JT Woods (79 overall, Chargers). Healthy inactive for most of the season, he has a 53.7 PFF grade in limited playing time.

Cordale Flott (81st overall, NYG). Stuck on the bench, he was forced into action recently due to injury to other CBs on the roster, has a 64.1 PFF grade in limited action. Likely to see playing time in next few games, so we'll see how he holds up.

Deangelo Malone (82nd overall, Falcons). A backup player who has only played 15% of their defensive snaps, has 1 sack and a 63.2 PFF grade.

Tyrion Davis-Price (93rd overall, Niners). A healthy scratch for most of the season, has 16 carries for 37 yards, averaging 2.3 yards per carry with a 52.6 PFF grade. If he had looked better, would the Niners have traded for Christian McCaffrey?

Nick Cross (96nd overall, Colts). A super fast, but raw safety, he's a special teams player with a 55.1 PFF grade.

Kerby Joseph (97th overall, Lions). Up and down, with a 69.1 PFF grade (33rd out of 86 safeties).

Jeremy Ruckert (101st overall, Jets). Healthy inactive for most of the season, has zero catches and dropped his only receiving target.

Limited Impact

Eventually, a few of the players listed above will probably become Pro Bowl level players. Others won't improve much and will become known as draft busts. Some might become productive veterans, but only play well for their 2nd or 3rd NFL team, not for the team that actually drafted them (see e.g. Austin Corbett).

While some 2022 rookies have been outstanding, many other players taken in the first 3 rounds have had very little impact. Teams could have gotten better play from former UDFAs (e.g. Coleman Shelton vs. Cole Strange), even from relatively inexperienced UDFAs.

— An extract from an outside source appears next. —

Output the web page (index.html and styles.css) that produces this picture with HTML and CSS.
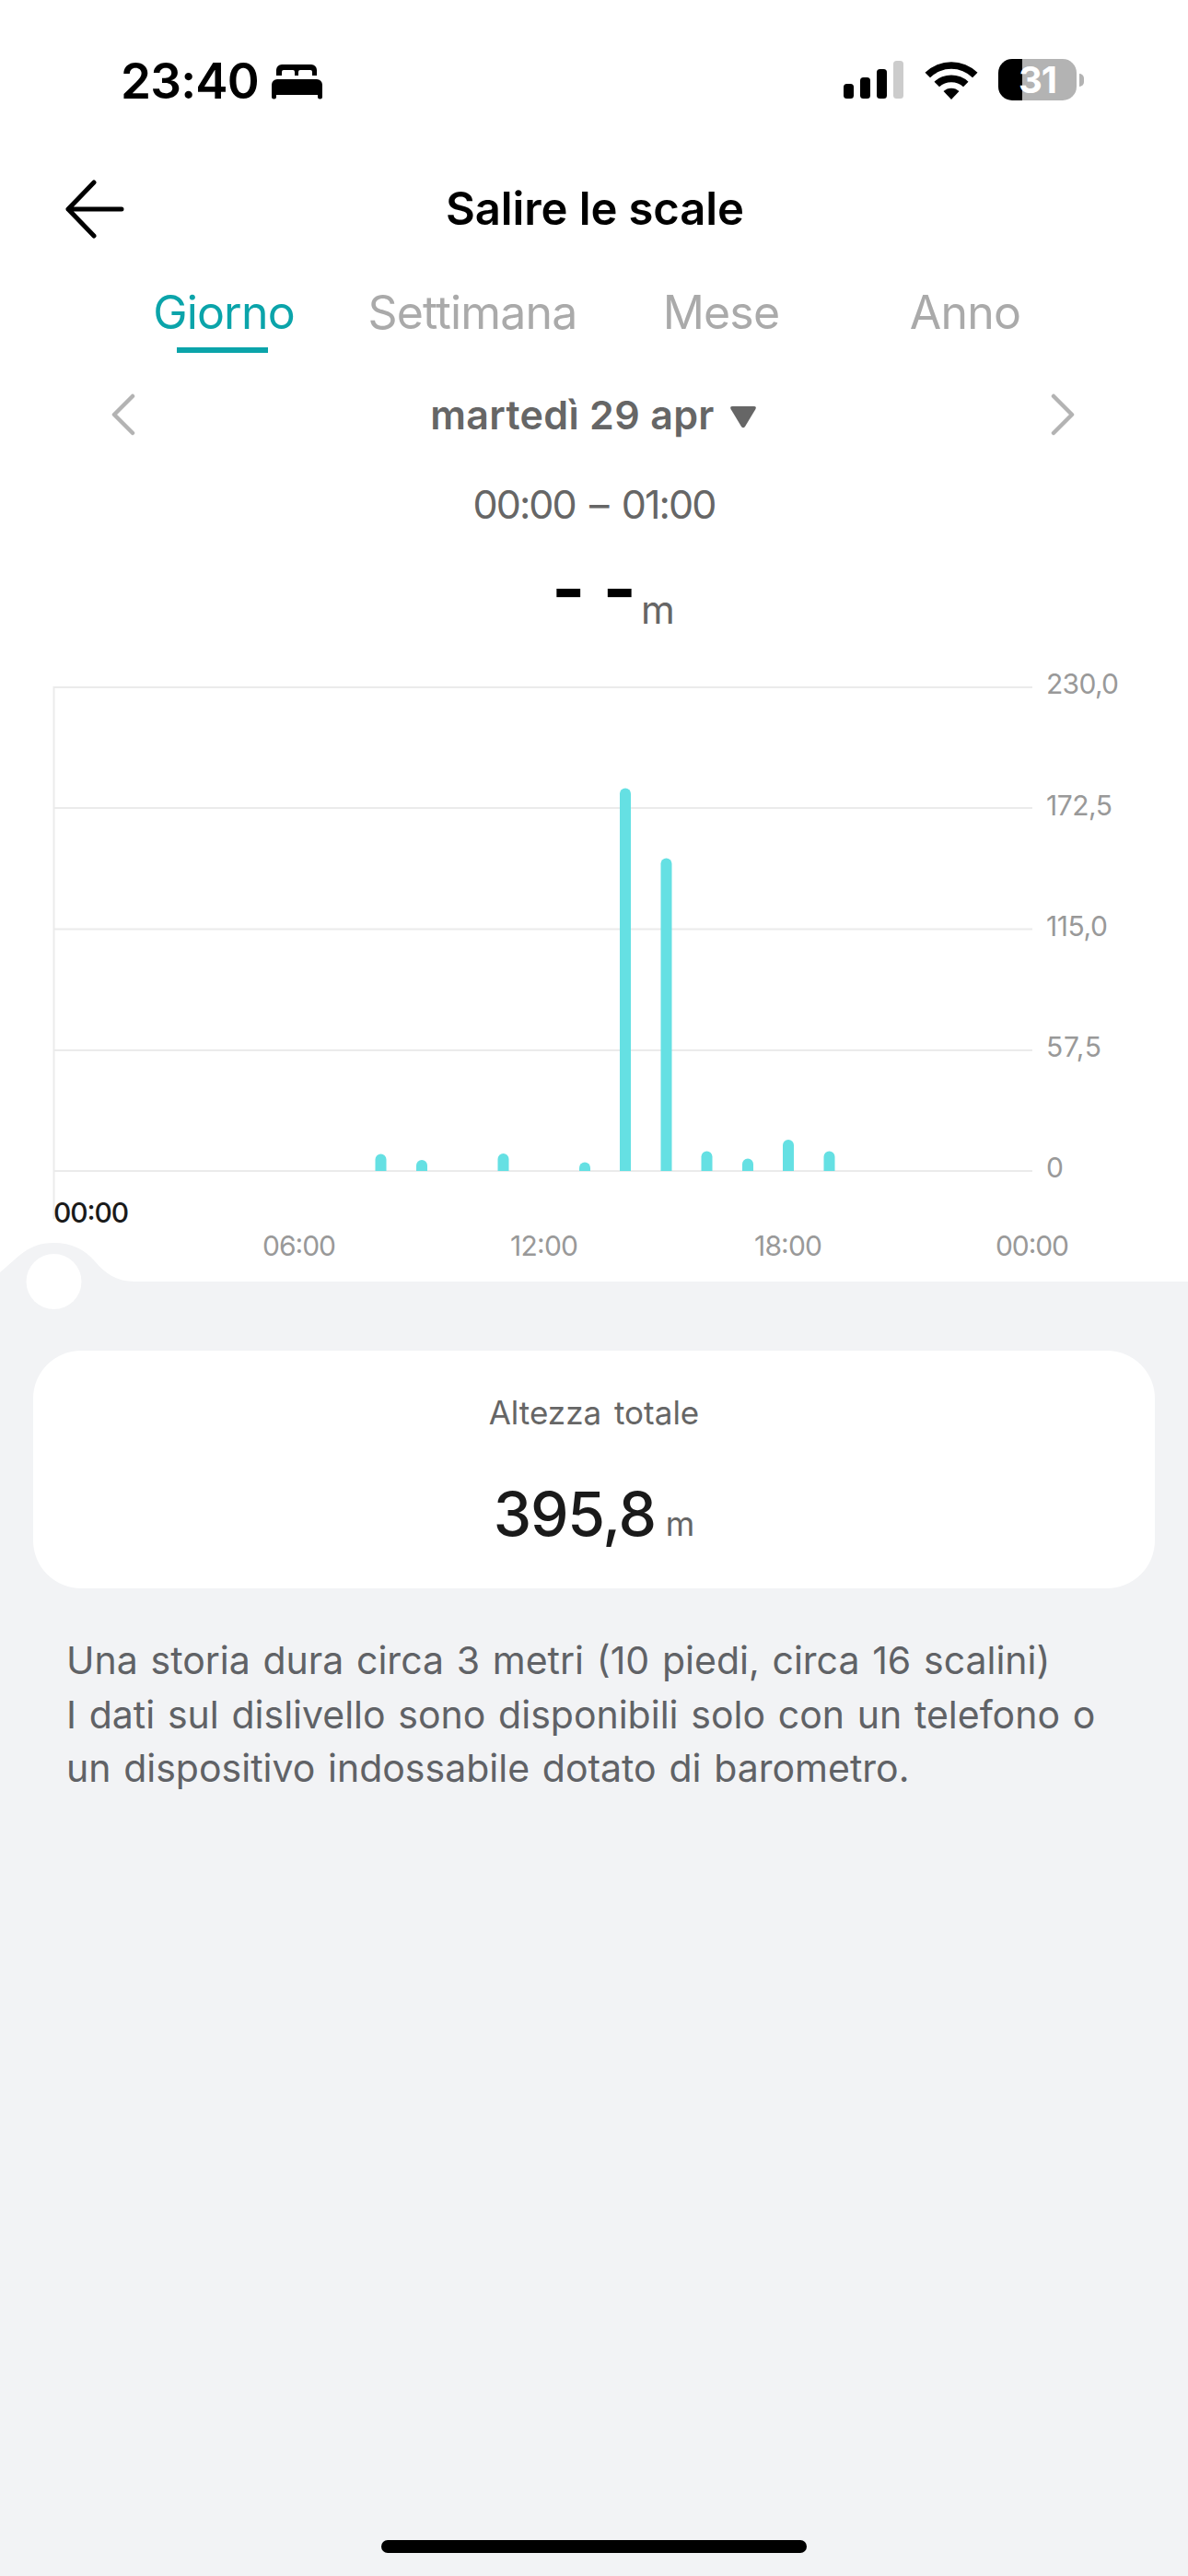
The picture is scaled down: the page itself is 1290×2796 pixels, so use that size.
FILE: index.html
```html
<!DOCTYPE html>
<html lang="it">
<head>
	<meta charset="UTF-8">
	<title>Salire le scale</title>
	<link rel="stylesheet" href="styles.css">
</head>
<body>
	<div class="status">
		<span class="clock">23:40</span>
		<svg class="bed" width="55" height="38" viewBox="0 0 55 38">
			<path d="M5 12V6a6 6 0 0 1 6-6h32a6 6 0 0 1 6 6v6h-5V8a2 2 0 0 0-2-2H31a2 2 0 0 0-2 2v4h-4V8a2 2 0 0 0-2-2H13a2 2 0 0 0-2 2v4z"/>
			<path d="M0 22a6 6 0 0 1 6-6h43a6 6 0 0 1 6 6v13a2.5 2.5 0 0 1-5 0v-2H5v2a2.5 2.5 0 0 1-5 0z"/>
		</svg>
		<svg class="signal" width="65" height="41" viewBox="0 0 65 41">
			<rect x="0" y="25" width="11" height="16" rx="3.5"/>
			<rect x="18" y="18" width="11" height="23" rx="3.5"/>
			<rect x="36" y="9" width="11" height="32" rx="3.5"/>
			<rect class="off" x="54" y="0" width="11" height="41" rx="3.5"/>
		</svg>
		<svg class="wifi" width="58" height="42" viewBox="0 0 58 42">
			<path d="M0.500 12.800A41 41 0 0 1 57.500 12.800L52 18.200A33 33 0 0 0 6 18.200Z"/>
			<path d="M10.500 22.800A27 27 0 0 1 47.500 22.800L42 28.300A19.500 19.500 0 0 0 16 28.300Z"/>
			<path d="M20.500 33A12.500 12.500 0 0 1 37.500 33L29 42Z"/>
		</svg>
		<div class="battery"><span>31</span></div>
		<i class="nub"></i>
	</div>

	<div class="nav">
		<svg class="back" width="64" height="64" viewBox="0 0 64 64">
			<path d="M61 32H3M31 3L3 32l28 29"/>
		</svg>
		<h1>Salire le scale</h1>
	</div>

	<div class="tabs">
		<span class="tab active">Giorno</span>
		<span class="tab">Settimana</span>
		<span class="tab">Mese</span>
		<span class="tab last">Anno</span>
	</div>

	<div class="date">
		<svg class="arrow" width="26" height="46" viewBox="0 0 26 46"><path d="M23 3L3 23l20 20"/></svg>
		<div class="day">
			<span>martedì 29 apr</span>
			<svg width="28" height="24" viewBox="0 0 28 24"><path d="M2.500 0h23q3.500 0 1.800 3.200L16 22q-2 2.600-4 0L.700 3.200Q-1 0 2.500 0z"/></svg>
		</div>
		<svg class="arrow" width="26" height="46" viewBox="0 0 26 46"><path d="M3 3l20 20L3 43"/></svg>
	</div>

	<div class="hours">00:00 – 01:00</div>

	<div class="value"><b>-</b><b>-</b><span>m</span></div>

	<svg class="chart" width="1290" height="704" viewBox="0 0 1290 704">
		<g class="grid">
			<path d="M58.500 26H1121M58.500 157H1121M58.500 288.500H1121M58.500 420H1121M58.500 551H1121"/>
			<path d="M58.500 25V603"/>
		</g>
		<g class="bars">
			<path d="M407.500 551v-12.500a6 6 0 0 1 12 0V551z"/>
			<path d="M452 551v-6a6 6 0 0 1 12 0v6z"/>
			<path d="M540.500 551v-13a6 6 0 0 1 12 0v13z"/>
			<path d="M629 551v-3.500a6 6 0 0 1 12 0v3.500z"/>
			<path d="M673 551V141.500a6 6 0 0 1 12 0V551z"/>
			<path d="M717.500 551V217.500a6 6 0 0 1 12 0V551z"/>
			<path d="M761.500 551v-15.500a6 6 0 0 1 12 0V551z"/>
			<path d="M806 551v-7.500a6 6 0 0 1 12 0v7.500z"/>
			<path d="M850 551v-28a6 6 0 0 1 12 0v28z"/>
			<path d="M894.500 551v-15.500a6 6 0 0 1 12 0V551z"/>
		</g>
		<g class="labels">
			<text x="1136" y="33" textLength="79">230,0</text>
			<text x="1136" y="165" textLength="72">172,5</text>
			<text x="1136" y="296" textLength="67">115,0</text>
			<text x="1136" y="427" textLength="60">57,5</text>
			<text x="1136" y="558">0</text>
		</g>
		<g class="labels times">
			<text x="325" y="643" textLength="80">06:00</text>
			<text x="591" y="643" textLength="74">12:00</text>
			<text x="856" y="643" textLength="74">18:00</text>
			<text x="1121" y="643" textLength="80">00:00</text>
		</g>
		<text class="current" x="58" y="607" textLength="82">00:00</text>
		<!-- slider -->
		<path class="track" d="M0 661C20 645 30 629 58 629C78 629 92 636 103 649C114 662 127 671 146 671H1290V704H0z"/>
		<circle class="knob" cx="58.500" cy="671" r="30"/>
	</svg>

	<div class="content">
		<div class="card">
			<div class="name">Altezza totale</div>
			<div class="total"><b>395,8</b><span>m</span></div>
		</div>
		<p class="note">Una storia dura circa 3 metri (10 piedi, circa 16 scalini)<br>I dati sul dislivello sono disponibili solo con un telefono o<br>un dispositivo indossabile dotato di barometro.</p>
		<div class="home"></div>
	</div>
</body>
</html>
```
FILE: styles.css
```css
*{box-sizing: border-box;}
body{margin: 0;width: 1290px;height: 2796px;display: flex;flex-direction: column;background-color: #fff;
	font-family: Inter,"Liberation Sans",sans-serif;color: #666;overflow: hidden;}
svg{display: block;flex: none;}

.status{height: 175px;padding: 0 113px 0 131px;display: flex;align-items: center;color: #000;}
.clock{width: 164px;font-size: 53px;font-weight: 600;letter-spacing: -0.8px;white-space: nowrap;}
.bed{margin-top: 2px;}
.signal{margin-left: auto;margin-top: -2px;}
.signal .off{fill: #ccc;}
.wifi{margin: -2px 22px 0 23px;}
.battery{width: 85px;height: 45px;margin-top: -2px;border-radius: 15px;background: linear-gradient(to right,#000 26px,#b3b3b3 26px);
	display: flex;align-items: center;justify-content: center;color: #fff;font-size: 40px;font-weight: 700;letter-spacing: -1px;}
.nub{width: 5px;height: 14px;margin: -2px 0 0 3px;border-radius: 0 7px 7px 0;background-color: #b3b3b3;}

.nav{height: 104px;padding: 0 71px;display: flex;align-items: center;}
.nav h1{flex: 1;margin: -2px 62px 0 0;text-align: center;color: #000;font-size: 49px;font-weight: 600;letter-spacing: -0.1px;}
.back path{fill: none;stroke: #000;stroke-width: 5;stroke-linecap: round;stroke-linejoin: round;}

.tabs{height: 120px;padding: 0 102px 0 108px;display: grid;grid-template-columns: repeat(4,270px);}
.tab{position: relative;display: flex;align-items: center;justify-content: center;font-size: 50px;color: #aaa;letter-spacing: -0.8px;}
.tab.last{padding-right: 10px;}
.active{color: #0ba4aa;}
.active::after{content: "";position: absolute;left: 84px;bottom: 16px;width: 99px;height: 6px;background-color: #0ba4aa;}

.date{height: 102px;padding: 0 123px 0 121px;display: flex;align-items: center;justify-content: space-between;}
.arrow path{fill: none;stroke: #b3b3b3;stroke-width: 4.500;stroke-linecap: round;stroke-linejoin: round;}
.day{display: flex;align-items: center;gap: 17px;font-size: 43px;font-weight: 600;letter-spacing: 0.3px;}
.day svg{margin-top: 6px;fill: #666;}

.hours{height: 92px;line-height: 92px;text-align: center;font-size: 43px;letter-spacing: -1.9px;word-spacing: 5px;}
.value{height: 127px;display: flex;justify-content: center;align-items: flex-start;padding: 6px 0 0 42px;}
.value b{margin-right: 19px;color: #000;font-size: 78px;font-weight: 700;line-height: 80px;}
.value b + b{margin-right: 5px;}
.value span{font-size: 42px;line-height: 50px;padding-top: 38px;}

.grid path{fill: none;stroke: #ebebeb;stroke-width: 2;}
.bars path{fill: #65e0e3;}
.labels text{font-size: 30px;fill: #999;}
.times{text-anchor: middle;}
.current{font-size: 30px;font-weight: 500;fill: #1a1a1a;}
.track{fill: #f2f3f5;}
.knob{fill: #fff;}

.content{flex: 1;padding: 42px 36px 25px;display: flex;flex-direction: column;background-color: #f2f3f5;}
.card{height: 258px;padding-top: 37px;border-radius: 52px;background-color: #fff;text-align: center;}
.name{font-size: 35px;line-height: 60px;word-spacing: 4px;}
.total{height: 100px;margin-top: 30px;display: flex;justify-content: center;align-items: baseline;line-height: 100px;}
.total b{color: #1a1a1a;font-size: 66px;font-weight: 500;letter-spacing: -1.2px;}
.total span{margin-left: 11px;font-size: 36px;}
.note{margin: 49px 0 0 36px;font-size: 41px;line-height: 58.5px;word-spacing: 2.2px;color: #606266;white-space: nowrap;}
.home{width: 462px;height: 14px;margin: auto auto 0;border-radius: 7px;background-color: #000;}
```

The Rams don't have a 1st round pick in 2023. They are also missing 4th and 5th round picks. It isn't going to be easy for the Rams to land immediate impact rookies with the remaining picks they own. If that indeed turns out to be the case, it doesn't mean that Snead necessarily made an error in choosing which players to draft. IMO, it is a foreseeable outcome from the nature of the draft process itself. All 32 NFL teams have to navigate the same treacherous draft waters.